Selon Mgr Shukardin, cette tendance s’expliquerait par les pressions multiples subies par les chrétiens. L’une des plus criantes concerne les accusations fallacieuses de blasphème. Il rappelle que le 18 septembre dernier, Shagufta Kiran, mère de famille de 40 ans, a été condamnée à mort pour « blasphème », et qu’elle est toujours en prison. Son cas ressemble beaucoup à celui d’Asia Bibi. En fin de compte, cette femme condamnée à mort pour blasphème avait été reconnue innocente et libérée en 2019. À cause de cette tragique affaire, elle avait passé presque 10 années de sa vie en prison, mais la justice pakistanaise avait démontré qu’elle pouvait rétablir la vérité. Cinq ans après sa libération, tout le travail d’information semble être à refaire, regrette le prélat. Non seulement des Pakistanais et singulièrement des Pakistanais chrétiens, continuent à être condamnés pour blasphème, mais les cas se multiplient.

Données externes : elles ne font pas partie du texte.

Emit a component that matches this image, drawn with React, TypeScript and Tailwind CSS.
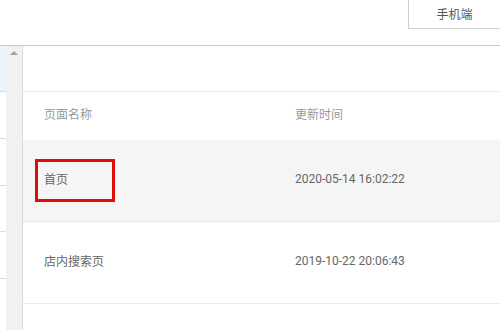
import React from 'react';

const rows = [
  { name: '首页', time: '2020-05-14 16:02:22', active: true },
  { name: '店内搜索页', time: '2019-10-22 20:06:43', active: false },
];

const font = { fontFamily: '"Noto Sans CJK SC", "Noto Sans", sans-serif' };

const App: React.FC = () => {
  return (
    <div className="w-[500px] h-[330px] bg-white overflow-hidden flex flex-col text-[12px]" style={font}>
      {/* top bar */}
      <div className="h-[46px] shrink-0 border-b border-[#c8c8c8] flex justify-end items-start">
        <button className="w-[92px] h-[29px] border-l border-b border-[#cfcfcf] text-[#555] text-[12px] flex items-center justify-center">
          手机端
        </button>
      </div>

      <div className="flex flex-1 min-h-0">
        {/* left list edge */}
        <div className="w-[6px] flex flex-col">
          <div className="h-[46px] bg-[#eef4fc] border-b border-[#dcdcdc]" />
          <div className="h-[47px] border-b border-[#dcdcdc]" />
          <div className="h-[47px] border-b border-[#dcdcdc]" />
          <div className="h-[46px] border-b border-[#dcdcdc]" />
          <div className="h-[47px] border-b border-[#dcdcdc]" />
        </div>

        {/* scrollbar */}
        <div className="w-[17px] bg-[#f1f1f1] border-r border-[#dadada] flex justify-center pt-[5px]">
          <div className="w-0 h-0 border-l-[4px] border-r-[4px] border-b-[4px] border-l-transparent border-r-transparent border-b-[#a3a3a3]" />
        </div>

        {/* table */}
        <div className="flex-1 flex flex-col">
          <div className="h-[46px] border-b border-[#ececec]" />
          <div className="h-[48px] pb-[4px] flex items-center text-[#999]">
            <div className="w-[272px] pl-[21px]">页面名称</div>
            <div>更新时间</div>
          </div>
          {rows.map(r => (
            <div
              key={r.name}
              className={`h-[82px] pb-[4px] flex items-center border-b border-[#ebebeb] text-[#666] ${
                r.active ? 'bg-[#f5f5f5]' : 'bg-white'
              }`}
            >
              <div className="w-[272px] pl-[21px]">
                <span className="relative">
                  {r.name}
                  {r.active && (
                    <span className="absolute left-[-9px] top-[-11px] w-[80px] h-[43px] border-[3px] border-[#e00b0b]" />
                  )}
                </span>
              </div>
              <div className="text-[12px]" style={{ fontFamily: 'Roboto, "Noto Sans", sans-serif' }}>
                {r.time}
              </div>
            </div>
          ))}
        </div>
      </div>
    </div>
  );
};

export default App;
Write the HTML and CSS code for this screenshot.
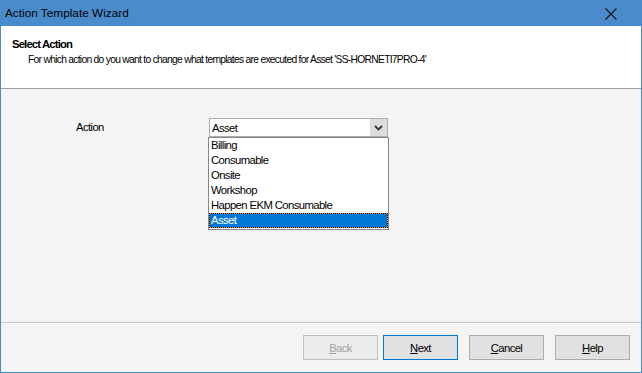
FILE: index.html
```html
<!DOCTYPE html>
<html lang="en">
<head>
  <meta charset="UTF-8" />
  <title>Action Template Wizard</title>
  <link rel="stylesheet" href="styles.css">
</head>
<body>
  <div class="wizard">
    <div class="titlebar">
      <span class="title">Action Template Wizard</span>
      <svg class="close-x" width="12" height="12" viewBox="0 0 12 12">
        <path d="M0.5 0.5 L11.5 11.5 M11.5 0.5 L0.5 11.5" stroke="#111" stroke-width="1.1" fill="none"/>
      </svg>
    </div>

    <div class="header">
      <div class="header-title">Select Action</div>
      <div class="header-sub">For which action do you want to change what templates are executed for Asset 'SS-HORNETI7PRO-4'</div>
    </div>

    <div class="content">
      <div class="field-row">
        <label class="field-label">Action</label>
        <div class="combo-wrap">
          <div class="combo">
            <span class="combo-value">Asset</span>
            <span class="combo-btn">
              <svg width="9" height="6" viewBox="0 0 9 6"><path d="M1 1 L4.5 4.5 L8 1" stroke="#333" stroke-width="1.8" fill="none"/></svg>
            </span>
          </div>
          <ul class="combo-list">
            <li>Billing</li>
            <li>Consumable</li>
            <li>Onsite</li>
            <li>Workshop</li>
            <li>Happen EKM Consumable</li>
            <li class="sel">Asset</li>
          </ul>
        </div>
      </div>
    </div>

    <div class="footer">
      <button class="btn" disabled><u>B</u>ack</button>
      <button class="btn btn-default"><u>N</u>ext</button>
      <button class="btn btn-gap"><u>C</u>ancel</button>
      <button class="btn btn-gap"><u>H</u>elp</button>
    </div>
  </div>
</body>
</html>
```

FILE: styles.css
```css
html, body {
  margin: 0;
  padding: 0;
  font-family: 'Liberation Sans', Arial, sans-serif;
  font-size: 11.3px;
  letter-spacing: -0.6px;
  color: #000;
}
.wizard {
  width: 642px;
  height: 373px;
  box-sizing: border-box;
  border: 1px solid #4a8ccb;
  border-top: none;
  display: flex;
  flex-direction: column;
  background: #f4f4f4;
}
.titlebar {
  height: 26px;
  margin: 0 -1px;
  background: #4a8ccb;
  display: flex;
  align-items: center;
  padding: 0 0 0 5px;
  flex-shrink: 0;
}
.title {
  font-size: 11.8px;
  letter-spacing: 0;
  color: #000;
  flex: 1;
}
.close-x {
  margin-right: 25px;
  margin-top: 1px;
}
/* -- HEADER -- */
.header {
  background: #fff;
  height: 63px;
  box-sizing: border-box;
  border-bottom: 1px solid #a0a0a0;
  padding: 11px 0 0 11px;
  flex-shrink: 0;
}
.header-title {
  font-weight: bold;
  font-size: 11.3px;
  letter-spacing: -0.85px;
  line-height: 15px;
}
.header-sub {
  font-size: 10.3px;
  letter-spacing: -0.72px;
  line-height: 15px;
  margin-left: 16px;
}
/* -- CONTENT -- */
.content {
  flex: 1;
  padding: 29px 0 0 75px;
}
.field-row {
  display: flex;
  align-items: flex-start;
}
.field-label {
  width: 133px;
  padding-top: 3px;
}
.combo-wrap {
  position: relative;
}
.combo {
  width: 179px;
  height: 19px;
  box-sizing: border-box;
  border: 1px solid #acacac;
  background: #fff;
  display: flex;
  align-items: center;
}
.combo-value {
  flex: 1;
  padding-left: 2px;
}
.combo-btn {
  width: 17px;
  height: 17px;
  background: #dcdcdc;
  display: flex;
  align-items: center;
  justify-content: center;
}
.combo-list {
  position: absolute;
  top: 19px;
  left: -1px;
  width: 181px;
  box-sizing: border-box;
  margin: 0;
  padding: 0 0 1px 0;
  list-style: none;
  background: #fff;
  border: 1px solid #828790;
  z-index: 10;
}
.combo-list li {
  height: 15px;
  line-height: 13px;
  padding-left: 1px;
  box-sizing: border-box;
  border: 1px solid transparent;
}
.combo-list li.sel {
  color: #fff;
  border: 1px dotted #000;
  background: linear-gradient(#0078d7, #0078d7) padding-box, #e08a28 border-box;
}
/* -- FOOTER -- */
.footer {
  height: 50px;
  box-sizing: border-box;
  border-top: 1px solid #c8c8c8;
  display: flex;
  align-items: flex-start;
  padding: 12px 0 0 302px;
  gap: 5px;
  flex-shrink: 0;
}
.btn {
  width: 75px;
  height: 25px;
  font-family: inherit;
  font-size: 11.3px;
  letter-spacing: -0.6px;
  background: #e1e1e1;
  border: 1px solid #adadad;
  color: #000;
  padding: 0;
}
.btn:disabled {
  background: #ececec;
  border-color: #bfbfbf;
  color: #a0a0a0;
}
.btn-default {
  border-color: #0078d7;
}
.btn-gap {
  margin-left: 6px;
}
```
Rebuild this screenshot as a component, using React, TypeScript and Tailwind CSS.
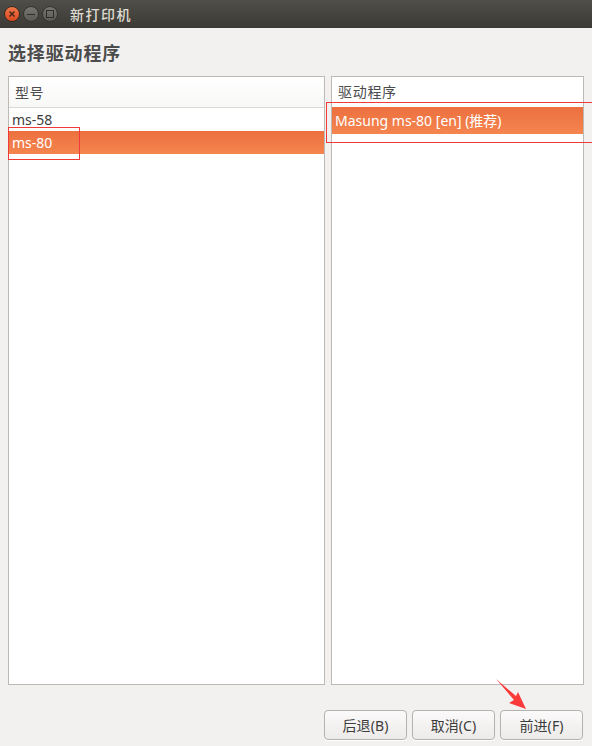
const FONT = "font-['Noto_Sans','Noto_Sans_CJK_SC',sans-serif]";

function WindowButton({ children, close }: { children: React.ReactNode; close?: boolean }) {
  return (
    <div
      className={
        close
          ? "flex h-[16px] w-[16px] items-center justify-center rounded-full border border-[#3a2a22] bg-gradient-to-b from-[#f0774a] to-[#d9481c]"
          : "flex h-[16px] w-[16px] items-center justify-center rounded-full border border-[#35342f] bg-gradient-to-b from-[#77766f] to-[#5b5a54]"
      }
    >
      {children}
    </div>
  );
}

function ActionButton({ label }: { label: string }) {
  return (
    <button
      type="button"
      className="h-[30px] w-[83px] rounded-[4px] border border-[#b5b2ad] bg-gradient-to-b from-[#fbfafa] to-[#edebe9] text-[14px] tracking-[0.1px] text-[#3c3c3c] shadow-[0_1px_0_#ffffff]"
    >
      {label}
    </button>
  );
}

export default function App() {
  return (
    <div className={`${FONT} relative flex h-[746px] w-[592px] flex-col overflow-hidden bg-[#f2f1f0]`}>
      {/* title bar */}
      <div className="flex h-[28px] shrink-0 items-center bg-gradient-to-b from-[#4f4e48] to-[#3b3a35] pl-[4px]">
        <div className="flex items-center gap-[3px]">
          <WindowButton close>
            <svg width="8" height="8" viewBox="0 0 8 8" stroke="#41241a" strokeWidth="1.4">
              <path d="M1.5 1.5l5 5M6.5 1.5l-5 5" />
            </svg>
          </WindowButton>
          <WindowButton>
            <div className="h-[1px] w-[8px] bg-[#2f2e2a]" />
          </WindowButton>
          <WindowButton>
            <div className="h-[8px] w-[8px] border border-[#2f2e2a]" />
          </WindowButton>
        </div>
        <span className="ml-[12px] pt-[2px] text-[14px] font-medium leading-none tracking-[1.5px] text-[#dfdbd2]">新打印机</span>
      </div>

      {/* heading */}
      <div className="flex h-[48px] shrink-0 items-center pl-[8px] pt-[2px] text-[18px] font-bold tracking-[0.85px] text-[#4c4c4c]">
        选择驱动程序
      </div>

      {/* lists */}
      <div className="flex h-[609px] shrink-0 gap-[6px] pl-[8px]">
        <div className="flex h-full w-[317px] flex-col border border-[#bdbab5] bg-white">
          <div className="flex h-[31px] shrink-0 items-center border-b border-[#dcdad7] bg-gradient-to-b from-white to-[#f8f8f7] pl-[6px] text-[14px] tracking-[0.6px] text-[#4c4c4c]">
            型号
          </div>
          <div className="flex h-[23px] items-center pl-[3px] text-[14px] text-[#3c3c3c]">ms-58</div>
          <div className="flex h-[23px] items-center bg-gradient-to-b from-[#ec703f] to-[#f5854f] pl-[3px] text-[14px] text-white">
            ms-80
          </div>
        </div>
        <div className="flex h-full w-[253px] flex-col border border-[#bdbab5] bg-white">
          <div className="flex h-[30px] shrink-0 items-center pb-[1px] pl-[6px] text-[14px] tracking-[0.7px] text-[#4c4c4c]">驱动程序</div>
          <div className="flex h-[27px] items-center bg-gradient-to-b from-[#ec703f] to-[#f5854f] pl-[3px] text-[14px] text-white">
            Masung ms-80 [en] (推荐)
          </div>
        </div>
      </div>

      {/* actions */}
      <div className="flex flex-1 items-start justify-end gap-[5px] pr-[9px] pt-[25px]">
        <ActionButton label="后退(B)" />
        <ActionButton label="取消(C)" />
        <ActionButton label="前进(F)" />
      </div>

      {/* annotations drawn on the screenshot */}
      <div className="absolute left-[8px] top-[127px] h-[33px] w-[72px] border border-[#f03a3a]" />
      <div className="absolute left-[326px] top-[102px] h-[41px] w-[270px] border border-[#f03a3a]" />
      <svg className="absolute left-[490px] top-[672px]" width="48" height="44" viewBox="0 0 48 44">
        <path d="M6 7 L26 24 L28 20 L36 37 L19 31 L24 28 Z" fill="#fb3a3a" />
      </svg>
    </div>
  );
}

C’est notamment à cause de cybercriminels qui ciblent les minorités religieuses. Ils envoient des messages contenant des images ou des contenus jugés offensants pour les sentiments religieux. Lorsque le destinataire répond, l'expéditeur feint l'ignorance, affirmant qu'il n'a jamais envoyé de tels messages mais il va se servir de ce message pour accuser le destinataire de blasphème. Cette stratégie est particulièrement insidieuse car elle utilise des enregistrements numériques contre la victime, la plaçant dans une position vulnérable avec des répercussions juridiques et sociales.

La CJP a aussi émis un rapport sur la douloureuse question des mariages forcés de jeunes filles appartenant à des minorités religieuses. Selon ce document, un millier de jeunes filles seraient enlevées de la sorte chaque année par des musulmans qui prétendent qu’elles les ont épousés de leur plein gré après s’être converties à l’islam.

À côté de ces cas de persécutions dramatiques, une multitude de vexations moins visibles frappent les chrétiens, dénonce Mgr Shuardin. Toutes leurs interactions avec des musulmans sont entachées de préjugés. « [Les musulmans] se montrent réticents à serrer la main d’un chrétien, ne veulent pas partager un repas ou s’asseoir avec lui », constate le prélat. Les chrétiens subissent des moqueries pour leurs croyances. Il leur est reproché de « croire en trois dieux » et de « boire de l’alcool ». Leur apparence physique aussi est moquée, car ils ont généralement une peau plus sombre que celle des autres Pakistanais.

Dans les écoles à majorité musulmanes, les minorités sont appelées « kafirs » et les chefs religieux contribuent aux préjugés en décourageant les musulmans de souhaiter Noël ou Pâques aux chrétiens, actes de politesse et de bienveillance qu’ils qualifient de péchés.

Cette attitude contrevient à la Constitution du Pakistan, qui intègre la liberté religieuse, rappelle l’évêque. La voix de la communauté internationale est écoutée dans son pays, et il espère que son message sera reçu et relayé, pour que le gouvernement de son pays soit confronté à ses contradictions.